IOWA CITY – Iowa City recently passed a significant milestone in the largest public works project in its history.
The city shut down its north wastewater treatment plant Feb. 7 and shifted all operations to its expanded south plant.
That move had long been planned as part of a $50.2 million project stemming from the 2008 flood, but this year’s harsh winter took its toll on the 79-year-old north plant and it went offline just in time, said Public Works Director Rick Fosse.
The move also clears the way for more planning for a new park along the Iowa River that includes land where the north plant had stood. The site is in the city’s Riverfront Crossings District, which city officials hope undergoes a major redevelopment in the coming years.
The north plant is north of Highway 6 at 1000 S. Clinton St. It flooded in 2008, and city officials soon after decided to expand the south plant and relocate all wastewater operations to that facility, which is out of the floodplain at 4366 Napoleon St. SE.

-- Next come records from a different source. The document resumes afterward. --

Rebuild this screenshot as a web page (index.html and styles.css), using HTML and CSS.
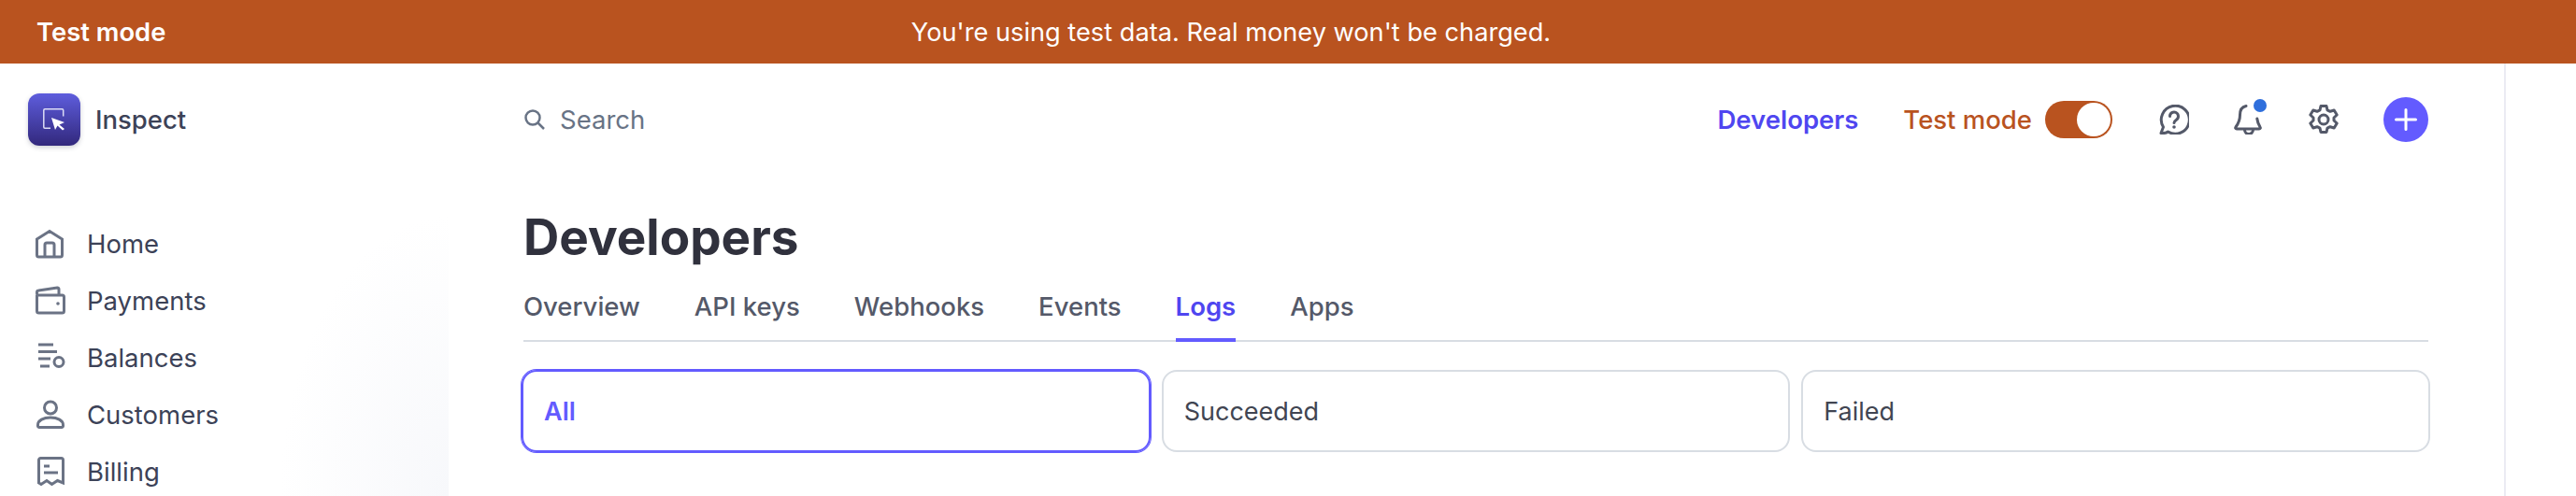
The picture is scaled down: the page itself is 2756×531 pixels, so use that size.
FILE: index.html
```html
<!DOCTYPE html>
<html lang="en-US">

<head>
  <meta charset="utf-8" />
  <title>Developers - Logs</title>
  <link rel="stylesheet" href="styles.css">
</head>

<body>
  <header class="banner">
    <strong class="banner-label">Test mode</strong>
    <span class="banner-text">You're using test data. Real money won't be charged.</span>
  </header>

  <div class="shell">
    <aside class="sidebar">
      <div class="account">
        <div class="account-logo">
          <svg width="56" height="56" viewBox="0 0 56 56" fill="none">
            <path d="M24 37.2H18a1.2 1.2 0 0 1-1.200-1.200V18a1.200 1.200 0 0 1 1.200-1.200h18.500a1.200 1.200 0 0 1 1.200 1.200v6.500" stroke="#dcdcf5" stroke-width="1.500" />
            <path d="M25 26l14 5-5.500 2.500 5.500 4.500-2 1.500-5.500-5-2.500 4.500z" fill="#fff" />
          </svg>
        </div>
        <span class="account-name">Inspect</span>
      </div>
      <nav class="side-nav">
        <a class="side-link">
          <svg class="side-icon" viewBox="0 0 32 32" fill="none">
            <path d="M1.500 11 15 2.500 28.500 11v17a2 2 0 0 1-2 2h-23a2 2 0 0 1-2-2z" />
            <path d="M10 30V17a2 2 0 0 1 2-2h6a2 2 0 0 1 2 2v13" />
          </svg>
          Home
        </a>
        <a class="side-link">
          <svg class="side-icon" viewBox="0 0 32 32" fill="none">
            <path d="M1.500 10v17a2 2 0 0 0 2 2h25a2 2 0 0 0 2-2V12a2 2 0 0 0-2-2h-25a2 2 0 0 1-2-2V7a2 2 0 0 1 1.800-2l20-3a1.500 1.500 0 0 1 1.700 1.500V10" />
            <circle cx="24" cy="19" r="1.800" fill="#6b7385" stroke="none" />
          </svg>
          Payments
        </a>
        <a class="side-link">
          <svg class="side-icon" viewBox="0 0 32 32" fill="none">
            <path d="M3 2h16M3 9.500h20M3 17h13M5 25h10" />
            <circle cx="25" cy="20.500" r="5" />
          </svg>
          Balances
        </a>
        <a class="side-link">
          <svg class="side-icon" viewBox="0 0 32 32" fill="none">
            <circle cx="16" cy="8.500" r="6.500" />
            <path d="M2.500 27c0-5 6-8 13.500-8s13.500 3 13.500 8v1a1.500 1.500 0 0 1-1.500 1.500H4A1.500 1.500 0 0 1 2.500 28z" />
          </svg>
          Customers
        </a>
        <a class="side-link">
          <svg class="side-icon" viewBox="0 0 32 32" fill="none">
            <path d="M3.500 28V3.500a2 2 0 0 1 2-2h22a2 2 0 0 1 2 2V28l-6-2.500-6 4-5.500-4-6 4z" />
            <path d="M9 10h6M9 17h15" />
          </svg>
          Billing
        </a>
      </nav>
    </aside>

    <main class="content">
      <div class="topbar">
        <div class="search">
          <svg class="search-icon" viewBox="0 0 22 22" fill="none">
            <circle cx="9" cy="9" r="7.500" />
            <path d="M14.500 14.500 21 21" />
          </svg>
          Search
        </div>
        <a class="top-link">Developers</a>
        <div class="mode">
          <span>Test mode</span>
          <span class="toggle"><span class="toggle-knob"></span></span>
        </div>
        <div class="top-icons">
          <svg class="top-icon" viewBox="0 0 32 32" fill="none">
            <path d="M2 30.500 4.500 24A15 15 0 1 1 9.500 29c-2 1.500-5 1.800-7.500 1.500z" stroke-linejoin="round" />
            <path d="M11.500 12.500a4.500 4.500 0 1 1 7 3.700c-1.500 1-2.500 1.800-2.500 3.300" />
            <circle cx="16" cy="24" r="1.800" fill="#545969" stroke="none" />
          </svg>
          <span class="bell">
            <svg class="top-icon" viewBox="0 0 32 32" fill="none">
              <path d="M13 1.500C8 2.500 6.500 6.500 6.500 11c0 5-1.500 9-4.500 13-.7 1-.2 2 1 2h24c1.200 0 1.700-1 1-2-1.800-3-2.800-5.500-3.200-9" />
              <path d="M11.500 27a4.500 4.500 0 0 0 9 0" />
            </svg>
            <span class="bell-dot"></span>
          </span>
          <svg class="top-icon" viewBox="0 0 32 32" fill="none">
            <path d="M13 1.500h6l1 4.300 3 1.500 4.200-1.300 3 5-3.200 3v3l3.200 3-3 5-4.200-1.300-3 1.500-1 4.300h-6l-1-4.300-3-1.500-4.200 1.300-3-5 3.200-3v-3l-3.200-3 3-5L9 7.300l3-1.500z" stroke-linejoin="round" />
            <circle cx="16" cy="16" r="5" />
          </svg>
        </div>
        <button class="add-btn">
          <svg width="24" height="24" viewBox="0 0 24 24" fill="none">
            <path d="M12 1.500v21M1.500 12h21" stroke="#fff" stroke-width="3" stroke-linecap="round" />
          </svg>
        </button>
      </div>

      <h1 class="page-title">Developers</h1>

      <nav class="tabs">
        <a class="tab">Overview</a>
        <a class="tab">API keys</a>
        <a class="tab">Webhooks</a>
        <a class="tab">Events</a>
        <a class="tab tab-active">Logs</a>
        <a class="tab">Apps</a>
      </nav>

      <div class="filters">
        <div class="filter filter-active">All</div>
        <div class="filter">Succeeded</div>
        <div class="filter">Failed</div>
      </div>
    </main>

    <div class="rail"></div>
  </div>
</body>

</html>
```

FILE: styles.css
```css
* {
  box-sizing: border-box;
}

body {
  margin: 0;
  background-color: #fff;
  color: #3c4257;
  font-family: Inter, "Liberation Sans", sans-serif;
  overflow: hidden;
}

/* top banner */
.banner {
  display: flex;
  position: relative;
  align-items: center;
  justify-content: center;
  height: 68px;
  padding-right: 122px;
  background-color: #b9531f;
  color: #fff;
  font-size: 27.2px;
}

.banner-label {
  position: absolute;
  left: 39px;
  font-weight: 600;
  font-size: 27.4px;
}

.shell {
  display: flex;
  height: 463px;
}

/* left column */
.sidebar {
  flex: none;
  width: 480px;
  padding: 32px 0 0 30px;
  background: radial-gradient(ellipse 180px 300px at 100% 100%, #f7f8fb, #fff);
}

.account {
  display: flex;
  align-items: center;
  gap: 16px;
}

.account-logo {
  width: 56px;
  height: 56px;
  border-radius: 12px;
  background: linear-gradient(#5e5ddd, #32287c);
  box-shadow: 0 2px 5px rgba(60, 66, 87, .25);
}

.account-logo svg {
  display: block;
}

.account-name {
  font-size: 27.5px;
  font-weight: 500;
  color: #3c4257;
}

.side-nav {
  display: flex;
  flex-direction: column;
  margin-top: 74px;
  padding-left: 8px;
}

.side-link {
  display: flex;
  align-items: center;
  gap: 23px;
  height: 61px;
  font-size: 27.5px;
  color: #3c4257;
}

.side-icon {
  width: 32px;
  height: 32px;
  stroke: #6b7385;
  stroke-width: 3;
}

/* page area */
.content {
  flex: none;
  width: 2038px;
  margin-left: 80px;
}

.topbar {
  display: flex;
  align-items: center;
  height: 120px;
}

.search {
  display: flex;
  flex: 1;
  align-items: center;
  gap: 16px;
  padding-left: 1px;
  font-size: 27.5px;
  color: #687385;
}

.search-icon {
  width: 22px;
  height: 22px;
  stroke: #687385;
  stroke-width: 2.5;
}

.top-link {
  margin-right: 48px;
  font-size: 27.5px;
  font-weight: 600;
  color: #4f46f0;
}

.mode {
  display: flex;
  align-items: center;
  gap: 14px;
  font-size: 27.5px;
  font-weight: 500;
  color: #b9531f;
}

.toggle {
  display: flex;
  justify-content: flex-end;
  width: 72px;
  height: 40px;
  padding: 2px;
  border-radius: 20px;
  background-color: #b9531f;
}

.toggle-knob {
  width: 36px;
  height: 36px;
  border-radius: 50%;
  background-color: #fff;
}

.top-icons {
  display: flex;
  align-items: center;
  gap: 48px;
  margin-left: 50px;
}

.top-icon {
  display: block;
  width: 32px;
  height: 32px;
  stroke: #545969;
  stroke-width: 3;
  stroke-linecap: round;
}

.bell {
  position: relative;
}

.bell-dot {
  position: absolute;
  top: -6px;
  right: -3px;
  width: 14px;
  height: 14px;
  border-radius: 50%;
  background-color: #2f6fdc;
}

.add-btn {
  display: flex;
  align-items: center;
  justify-content: center;
  width: 48px;
  height: 48px;
  margin-left: 48px;
  border: 0;
  border-radius: 50%;
  padding: 0;
  background-color: #635bff;
}

.page-title {
  margin: 30px 0 0;
  font-size: 53px;
  line-height: 72px;
  font-weight: 700;
  color: #30313d;
}

.tabs {
  display: flex;
  gap: 58px;
  margin-top: 20px;
  border-bottom: 2px solid #d8dde3;
}

.tab {
  margin-bottom: -2px;
  border-bottom: 4px solid transparent;
  padding-bottom: 16px;
  font-size: 27.5px;
  line-height: 36px;
  font-weight: 500;
  color: #545969;
}

.tab-active {
  border-bottom-color: #635bff;
  color: #4f46f0;
  font-weight: 600;
}

.filters {
  display: flex;
  gap: 12px;
  margin: 30px -2px 0;
}

.filter {
  display: flex;
  flex: 1;
  align-items: center;
  height: 88px;
  padding-left: 22px;
  border: 2px solid #d8dde3;
  border-radius: 16px;
  font-size: 27px;
  color: #414552;
}

.filter-active {
  border-color: #635bff;
  box-shadow: 0 0 0 1px #635bff;
  color: #635bff;
  font-weight: 600;
}

.rail {
  flex: none;
  width: 2px;
  margin-left: 81px;
  background-color: #ebebf3;
}
```
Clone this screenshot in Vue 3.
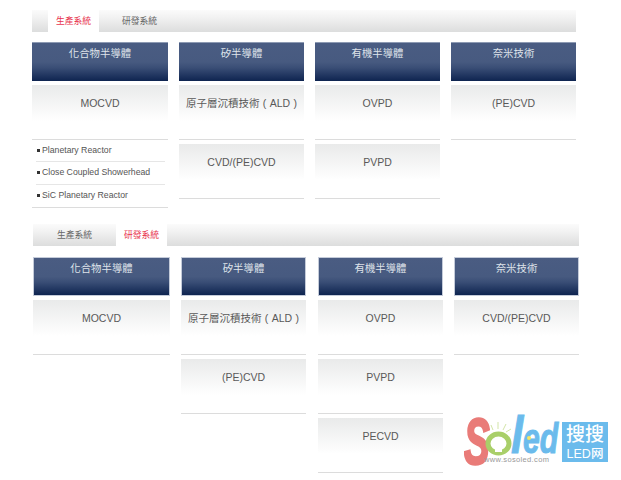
<script setup>
const ald = '原子層沉積技術 ( ALD )'
const panels = [
  {
    cls: 'panel-a',
    active: 1,
    cols: [
      { title: '化合物半導體', items: ['MOCVD'], sub: ['Planetary Reactor', 'Close Coupled Showerhead', 'SiC Planetary Reactor'] },
      { title: '矽半導體', items: [ald, 'CVD/(PE)CVD'] },
      { title: '有機半導體', items: ['OVPD', 'PVPD'] },
      { title: '奈米技術', items: ['(PE)CVD'] }
    ]
  },
  {
    cls: 'panel-b',
    active: 2,
    cols: [
      { title: '化合物半導體', items: ['MOCVD'] },
      { title: '矽半導體', items: [ald, '(PE)CVD'] },
      { title: '有機半導體', items: ['OVPD', 'PVPD', 'PECVD'] },
      { title: '奈米技術', items: ['CVD/(PE)CVD'] }
    ]
  }
]
</script>

<template>
  <div class="page">
    <section v-for="p in panels" :key="p.cls" class="panel" :class="p.cls">
      <div class="tabs">
        <span class="tab" :class="{ on: p.active === 1 }">生產系統</span>
        <span class="tab" :class="{ on: p.active === 2 }">研發系統</span>
      </div>
      <div class="cols">
        <div v-for="c in p.cols" :key="c.title" class="col">
          <h3 class="head">{{ c.title }}</h3>
          <div v-for="i in c.items" :key="i" class="item">{{ i }}</div>
          <ul v-if="c.sub" class="sub">
            <li v-for="s in c.sub" :key="s">{{ s }}</li>
          </ul>
        </div>
      </div>
    </section>

    <svg class="logo" width="148" height="56" viewBox="0 0 148 56" aria-label="Soled">
      <text transform="translate(0 50) scale(.6 1)" class="l-s">S</text>
      <path d="M27 11 L29 16 M34 8 L34 15 M42 10 L39 16 M47 15 L42 18" stroke="#d3e5a8" stroke-width="1" fill="none" />
      <ellipse cx="34.5" cy="29.5" rx="10.5" ry="9.5" fill="none" stroke="#a9cf69" stroke-width="5" />
      <path d="M31 30 L34.5 25 L38 30 L38 38 L31 38 Z" fill="#fff" />
      <text transform="translate(47 39) scale(.85 1)" class="l-l">l</text>
      <text transform="translate(59 39) scale(.72 1)" class="l-ed">ed</text>
      <circle cx="65" cy="24" r="2" fill="#f5e663" />
      <text x="20" y="48" class="l-url">www.sosoled.com</text>
      <rect x="98" y="8" width="46" height="40" fill="#6bbbec" />
      <text x="121" y="27" class="l-cn" text-anchor="middle">搜搜</text>
      <text x="121" y="44" class="l-sub" text-anchor="middle">LED网</text>
    </svg>
  </div>
</template>

<style scoped>
.page {
  position: relative;
  width: 621px;
  height: 480px;
  overflow: hidden;
  background: #fff;
  font-family: "Liberation Sans", "Noto Sans CJK TC", sans-serif;
}
.panel-a {
  margin-left: 32px;
  padding-top: 10px;
  height: 214px;
}
.panel-b {
  margin-left: 33px;
}
.tabs {
  display: flex;
  height: 22px;
  background: linear-gradient(#fbfbfb, #f3f3f3 30%, #dcdddd);
}
.panel-a .tabs { width: 544px; box-sizing: border-box; padding-left: 16px; }
.panel-b .tabs { width: 546px; }
.tab {
  line-height: 23px;
  text-align: center;
  font-size: 8.8px;
  color: #666;
  white-space: nowrap;
}
.panel-a .tab { width: 51px; margin-right: 15px; }
.panel-b .tab { width: 51px; }
.panel-b .tab:first-child { width: 83px; }
.tab.on {
  background: #fff;
  color: #e8354f;
}
.cols {
  display: flex;
  gap: 11px;
  margin-top: 10px;
}
.panel-b .cols { margin-top: 11px; }
.col { width: 125px; }
.col:first-child { width: 136px; }
.panel-b .col:first-child { width: 137px; }
.panel-b .col:nth-child(3) { margin-left: 1px; }
.head {
  margin: 0 0 4px;
  height: 39px;
  box-sizing: border-box;
  padding-top: 3px;
  font-weight: 400;
  font-size: 10.4px;
  line-height: 15px;
  text-align: center;
  color: #dfe3ea;
  background: linear-gradient(#4a5c82, #475a80 50%, #3a4e76 65%, #0e2450);
  border-top: 1px solid #8d9ab3;
}
.panel-b .head {
  border: 1px solid #c4cbd9;
}
.item {
  margin-bottom: 4px;
  padding-top: 11px;
  height: 43px;
  line-height: 15px;
  border-bottom: 1px solid #dcdcdc;
  text-align: center;
  font-size: 10.5px;
  word-spacing: .5px;
  color: #595959;
  background: linear-gradient(#e9eaea, #fff 36px);
  white-space: nowrap;
}
.item:has(+ .sub) { margin-bottom: 0; }
.sub {
  list-style: none;
  margin: 0;
  padding: 0 3px 0 4px;
  border-bottom: 1px solid #dcdcdc;
}
.sub li {
  position: relative;
  height: 22.33px;
  line-height: 21px;
  padding-left: 6px;
  font-size: 8.7px;
  color: #555;
  border-bottom: 1px solid #e6e6e6;
  box-sizing: border-box;
  white-space: nowrap;
}
.sub li:last-child { border-bottom: 0; }
.sub li::before {
  content: "";
  position: absolute;
  left: 1px;
  top: 9px;
  width: 3px;
  height: 3px;
  background: #333;
}
.logo {
  position: absolute;
  left: 464px;
  top: 414px;
}
.l-s {
  font: italic 700 64px "Liberation Sans", sans-serif;
  fill: #e97b78;
  stroke: #e97b78;
  stroke-width: 2.5px;
}
.l-l {
  font: italic 700 52px "Liberation Sans", sans-serif;
  fill: #6bbbec;
  stroke: #6bbbec;
  stroke-width: 1px;
}
.l-ed {
  font: italic 700 42px "Liberation Sans", sans-serif;
  fill: #6bbbec;
  stroke: #6bbbec;
  stroke-width: 1px;
}
.l-url {
  font: 7.5px "Liberation Sans", sans-serif;
  letter-spacing: .35px;
  fill: #999;
}
.l-cn {
  font: 500 19px "Noto Sans CJK SC", sans-serif;
  fill: #fff;
}
.l-sub {
  font: 500 12.5px "Liberation Sans", "Noto Sans CJK SC", sans-serif;
  fill: #fff;
}
</style>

The south wastewater treatment plant began operations in 1990, was expanded in 2002 and uses newer technology than the older plant.
The type of treatment process used at the north plant suffered in the cold every year, Fosse said, but this winter’s bouts of extreme cold really caused problems and a key component was freezing up.
Work on the south plant is mostly done and should wrap up by the middle of the year, Fosse said.
The $50.2 cost is $4.6 million less than the estimate because there have been almost no unforeseen problems, meaning most of the contingency fund built into the budget has not been needed.
“We feel very good about that,” Fosse said.
The removal of the north plant and clean-up of the site will cost another $4.4 million to $13 million. It’s such a wide range because parts of the structure are up to 20 feet below ground and how far down demolition occurs will depend on the plans for the park, Fosse said.
The site is to become part of a new 18-acre park with wetlands and to-be-determined amenities. The city has applied for a U.S. Environmental Protection Agency grant worth up to $60,000 in technical assistance to develop a park plan, said Karen Howard, an urban planner for Iowa City. If it doesn’t get that grant, the city could hire a consultant.
There will be opportunities for community members to weigh in on what they want for the park, Howard said.
Development of the park will occur over several years as funds become as available, according the city.
The park would be in the southwest corner of Riverfront Crossings, a 278-acre area south of downtown that city officials want to become more of an urban, walkable neighborhood with housing, office space and retail through a combination of public and private projects.
City officials believe the park, with its green space and more attractive views, will help spur further redevelopment of Riverfront Crossings.“Changing it from a sewer plant to a new riverfront park will be a significant change, and we do think it will be a catalyst,” Howard said.